■ WHAT THE EXERCISE ASKS ■
Write out the listing below exactly, and omit any images you find in it.

________

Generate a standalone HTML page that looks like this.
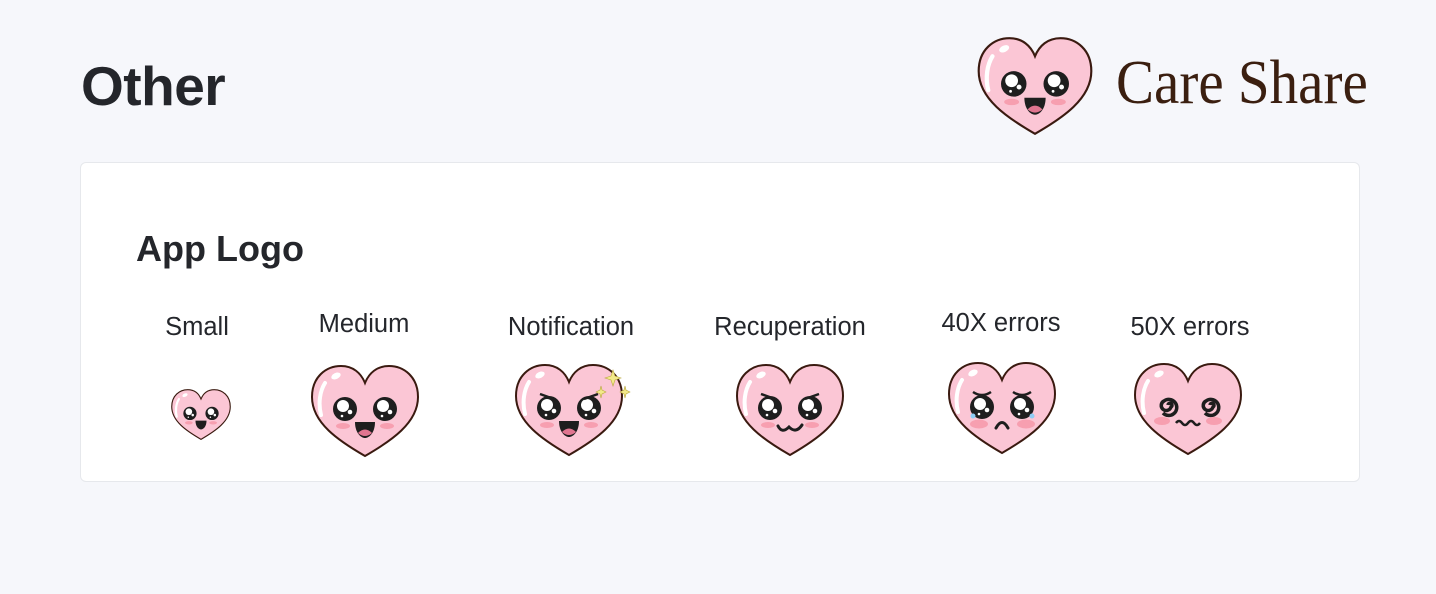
<!DOCTYPE html>
<html><head><meta charset="utf-8"><style>
body{margin:0;width:1436px;height:594px;background:#f6f7fb;font-family:"Liberation Sans",sans-serif;color:#24262b;position:relative;overflow:hidden}
.a{position:absolute}
h1{position:absolute;left:81px;top:59px;margin:0;font-size:55px;font-weight:700;line-height:1;letter-spacing:-0.5px}
.card{position:absolute;left:80px;top:162px;width:1278px;height:318px;background:#fff;border:1px solid #e6e8ec;border-radius:6px}
.lbl{position:absolute;font-size:25.5px;transform:translateX(-50%);white-space:nowrap}
svg{position:absolute}
</style></head><body>
<svg width="0" height="0" style="position:absolute"><defs>
<g id="h"><path d="M56,93 C30,78 3,60 3,34 C3,14 17,3 32,3 C44,3 52,10 56,20 C60,10 68,3 80,3 C95,3 109,14 109,34 C109,60 82,78 56,93Z" fill="#fbc6d5" stroke="#3a1a10" stroke-width="2"/>
<path d="M12,52 C9,40 11,28 16,20" stroke="#fff" stroke-width="4" fill="none" stroke-linecap="round"/>
<ellipse cx="27" cy="13" rx="5" ry="3" fill="#fff" transform="rotate(-25 27 13)"/></g>
<g id="e"><circle r="12" fill="#1e1e1e"/><circle cx="-2" cy="-3" r="6" fill="#fff"/><circle cx="5" cy="3" r="2.3" fill="#fff"/><circle cx="-3" cy="7" r="1.3" fill="#fff"/></g>
<g id="b"><ellipse cx="34" cy="63" rx="7" ry="3" fill="#f79fb0"/><ellipse cx="78" cy="63" rx="7" ry="3" fill="#f79fb0"/></g>
<path id="m" d="M46,59 L66,59 C66,70 60,75 56,75 C52,75 46,70 46,59Z" fill="#1e1e1e"/>
</defs></svg>

<h1>Other</h1>
<svg class="a" style="left:975px;top:35px" width="120" height="102" viewBox="0 0 112 96"><use href="#h"/><use href="#e" x="36" y="46"/><use href="#e" x="76" y="46"/><use href="#b"/><use href="#m"/><path d="M49,70 Q56,63 63,70 Q56,76 49,70Z" fill="#e07590"/></svg>
<div class="a" style="left:1116px;top:52px;font-family:'Liberation Serif',serif;font-size:62px;line-height:1;color:#3b1f10;transform:scaleX(0.92);transform-origin:left top;white-space:nowrap">Care Share</div>

<div class="card"></div>
<div class="a" style="left:136px;top:228px;font-size:36px;font-weight:700">App Logo</div>
<div class="lbl" style="left:197px;top:313px">Small</div>
<div class="lbl" style="left:364px;top:310px">Medium</div>
<div class="lbl" style="left:571px;top:313px">Notification</div>
<div class="lbl" style="left:790px;top:313px">Recuperation</div>
<div class="lbl" style="left:1001px;top:309px">40X errors</div>
<div class="lbl" style="left:1190px;top:313px">50X errors</div>

<svg style="left:170px;top:388px" width="62" height="53" viewBox="0 0 112 96"><use href="#h"/><use href="#e" x="36" y="46"/><use href="#e" x="76" y="46"/><use href="#b"/><use href="#m"/></svg>
<svg style="left:309px;top:363px" width="112" height="96" viewBox="0 0 112 96"><use href="#h"/><use href="#e" x="36" y="46"/><use href="#e" x="76" y="46"/><use href="#b"/><use href="#m"/><path d="M49,70 Q56,63 63,70 Q56,76 49,70Z" fill="#e07590"/></svg>
<svg style="left:513px;top:362px" width="120" height="96" viewBox="0 0 120 96"><use href="#h"/><use href="#e" x="36" y="46"/><use href="#e" x="76" y="46"/><path d="M27,32 L41,37 M85,32 L71,37" stroke="#1e1e1e" stroke-width="2.5"/><use href="#b"/><use href="#m"/><path d="M49,70 Q56,63 63,70 Q56,76 49,70Z" fill="#e07590"/><path d="M100,8 L102,14 L108,16 L102,18 L100,24 L98,18 L92,16 L98,14Z M112,24 L113,28 L117,30 L113,32 L112,36 L111,32 L107,30 L111,28Z M88,24 L89,28 L93,30 L89,32 L88,36 L87,32 L83,30 L87,28Z" fill="#f3e98a" stroke="#b9a840" stroke-width=".6"/></svg>
<svg style="left:734px;top:362px" width="112" height="96" viewBox="0 0 112 96"><use href="#h"/><use href="#e" x="36" y="46"/><use href="#e" x="76" y="46"/><path d="M27,32 L41,37 M85,32 L71,37" stroke="#1e1e1e" stroke-width="2.5"/><use href="#b"/><path d="M44,64 Q48,72 55,65 Q62,72 68,63" stroke="#1e1e1e" stroke-width="3" fill="none" stroke-linecap="round"/></svg>
<svg style="left:946px;top:360px" width="112" height="96" viewBox="0 0 112 96"><use href="#h"/><use href="#e" x="36" y="47"/><use href="#e" x="76" y="47"/><path d="M27,32 Q36,38 45,32 M67,32 Q76,38 85,32" stroke="#1e1e1e" stroke-width="2.5" fill="none"/><circle cx="27" cy="56" r="2.5" fill="#8ecdf5"/><circle cx="86" cy="56" r="2.5" fill="#8ecdf5"/><ellipse cx="33" cy="64" rx="9" ry="4.5" fill="#f79fb0"/><ellipse cx="80" cy="64" rx="9" ry="4.5" fill="#f79fb0"/><path d="M50,68 Q56,57 62,68" stroke="#1e1e1e" stroke-width="3" fill="none" stroke-linecap="round"/></svg>
<svg style="left:1132px;top:361px" width="112" height="96" viewBox="0 0 112 96"><use href="#h"/><path d="M36,44 a2,2 0 1 1 3,2 a5,5 0 1 1 -7,-6 a8,8 0 1 1 -1,12" stroke="#1e1e1e" stroke-width="3.5" fill="none"/><path d="M78,44 a2,2 0 1 1 3,2 a5,5 0 1 1 -7,-6 a8,8 0 1 1 -1,12" stroke="#1e1e1e" stroke-width="3.5" fill="none"/><ellipse cx="30" cy="60" rx="8" ry="4" fill="#f79fb0"/><ellipse cx="82" cy="60" rx="8" ry="4" fill="#f79fb0"/><path d="M44,62 q3,-4 6,0 q3,4 6,0 q3,-4 6,0 q3,4 6,0" stroke="#1e1e1e" stroke-width="2.5" fill="none"/></svg>
</body></html>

________

■ FULL RESPONSE ■
Generate a standalone HTML page that looks like this.
<!DOCTYPE html>
<html><head><meta charset="utf-8"><style>
body{margin:0;width:1436px;height:594px;background:#f6f7fb;font-family:"Liberation Sans",sans-serif;color:#24262b;position:relative;overflow:hidden}
.a{position:absolute}
h1{position:absolute;left:81px;top:59px;margin:0;font-size:55px;font-weight:700;line-height:1;letter-spacing:-0.5px}
.card{position:absolute;left:80px;top:162px;width:1278px;height:318px;background:#fff;border:1px solid #e6e8ec;border-radius:6px}
.lbl{position:absolute;font-size:25.5px;transform:translateX(-50%);white-space:nowrap}
svg{position:absolute}
</style></head><body>
<svg width="0" height="0" style="position:absolute"><defs>
<g id="h"><path d="M56,93 C30,78 3,60 3,34 C3,14 17,3 32,3 C44,3 52,10 56,20 C60,10 68,3 80,3 C95,3 109,14 109,34 C109,60 82,78 56,93Z" fill="#fbc6d5" stroke="#3a1a10" stroke-width="2"/>
<path d="M12,52 C9,40 11,28 16,20" stroke="#fff" stroke-width="4" fill="none" stroke-linecap="round"/>
<ellipse cx="27" cy="13" rx="5" ry="3" fill="#fff" transform="rotate(-25 27 13)"/></g>
<g id="e"><circle r="12" fill="#1e1e1e"/><circle cx="-2" cy="-3" r="6" fill="#fff"/><circle cx="5" cy="3" r="2.3" fill="#fff"/><circle cx="-3" cy="7" r="1.3" fill="#fff"/></g>
<g id="b"><ellipse cx="34" cy="63" rx="7" ry="3" fill="#f79fb0"/><ellipse cx="78" cy="63" rx="7" ry="3" fill="#f79fb0"/></g>
<path id="m" d="M46,59 L66,59 C66,70 60,75 56,75 C52,75 46,70 46,59Z" fill="#1e1e1e"/>
</defs></svg>

<h1>Other</h1>
<svg class="a" style="left:975px;top:35px" width="120" height="102" viewBox="0 0 112 96"><use href="#h"/><use href="#e" x="36" y="46"/><use href="#e" x="76" y="46"/><use href="#b"/><use href="#m"/><path d="M49,70 Q56,63 63,70 Q56,76 49,70Z" fill="#e07590"/></svg>
<div class="a" style="left:1116px;top:52px;font-family:'Liberation Serif',serif;font-size:62px;line-height:1;color:#3b1f10;transform:scaleX(0.92);transform-origin:left top;white-space:nowrap">Care Share</div>

<div class="card"></div>
<div class="a" style="left:136px;top:228px;font-size:36px;font-weight:700">App Logo</div>
<div class="lbl" style="left:197px;top:313px">Small</div>
<div class="lbl" style="left:364px;top:310px">Medium</div>
<div class="lbl" style="left:571px;top:313px">Notification</div>
<div class="lbl" style="left:790px;top:313px">Recuperation</div>
<div class="lbl" style="left:1001px;top:309px">40X errors</div>
<div class="lbl" style="left:1190px;top:313px">50X errors</div>

<svg style="left:170px;top:388px" width="62" height="53" viewBox="0 0 112 96"><use href="#h"/><use href="#e" x="36" y="46"/><use href="#e" x="76" y="46"/><use href="#b"/><use href="#m"/></svg>
<svg style="left:309px;top:363px" width="112" height="96" viewBox="0 0 112 96"><use href="#h"/><use href="#e" x="36" y="46"/><use href="#e" x="76" y="46"/><use href="#b"/><use href="#m"/><path d="M49,70 Q56,63 63,70 Q56,76 49,70Z" fill="#e07590"/></svg>
<svg style="left:513px;top:362px" width="120" height="96" viewBox="0 0 120 96"><use href="#h"/><use href="#e" x="36" y="46"/><use href="#e" x="76" y="46"/><path d="M27,32 L41,37 M85,32 L71,37" stroke="#1e1e1e" stroke-width="2.5"/><use href="#b"/><use href="#m"/><path d="M49,70 Q56,63 63,70 Q56,76 49,70Z" fill="#e07590"/><path d="M100,8 L102,14 L108,16 L102,18 L100,24 L98,18 L92,16 L98,14Z M112,24 L113,28 L117,30 L113,32 L112,36 L111,32 L107,30 L111,28Z M88,24 L89,28 L93,30 L89,32 L88,36 L87,32 L83,30 L87,28Z" fill="#f3e98a" stroke="#b9a840" stroke-width=".6"/></svg>
<svg style="left:734px;top:362px" width="112" height="96" viewBox="0 0 112 96"><use href="#h"/><use href="#e" x="36" y="46"/><use href="#e" x="76" y="46"/><path d="M27,32 L41,37 M85,32 L71,37" stroke="#1e1e1e" stroke-width="2.5"/><use href="#b"/><path d="M44,64 Q48,72 55,65 Q62,72 68,63" stroke="#1e1e1e" stroke-width="3" fill="none" stroke-linecap="round"/></svg>
<svg style="left:946px;top:360px" width="112" height="96" viewBox="0 0 112 96"><use href="#h"/><use href="#e" x="36" y="47"/><use href="#e" x="76" y="47"/><path d="M27,32 Q36,38 45,32 M67,32 Q76,38 85,32" stroke="#1e1e1e" stroke-width="2.5" fill="none"/><circle cx="27" cy="56" r="2.5" fill="#8ecdf5"/><circle cx="86" cy="56" r="2.5" fill="#8ecdf5"/><ellipse cx="33" cy="64" rx="9" ry="4.5" fill="#f79fb0"/><ellipse cx="80" cy="64" rx="9" ry="4.5" fill="#f79fb0"/><path d="M50,68 Q56,57 62,68" stroke="#1e1e1e" stroke-width="3" fill="none" stroke-linecap="round"/></svg>
<svg style="left:1132px;top:361px" width="112" height="96" viewBox="0 0 112 96"><use href="#h"/><path d="M36,44 a2,2 0 1 1 3,2 a5,5 0 1 1 -7,-6 a8,8 0 1 1 -1,12" stroke="#1e1e1e" stroke-width="3.5" fill="none"/><path d="M78,44 a2,2 0 1 1 3,2 a5,5 0 1 1 -7,-6 a8,8 0 1 1 -1,12" stroke="#1e1e1e" stroke-width="3.5" fill="none"/><ellipse cx="30" cy="60" rx="8" ry="4" fill="#f79fb0"/><ellipse cx="82" cy="60" rx="8" ry="4" fill="#f79fb0"/><path d="M44,62 q3,-4 6,0 q3,4 6,0 q3,-4 6,0 q3,4 6,0" stroke="#1e1e1e" stroke-width="2.5" fill="none"/></svg>
</body></html>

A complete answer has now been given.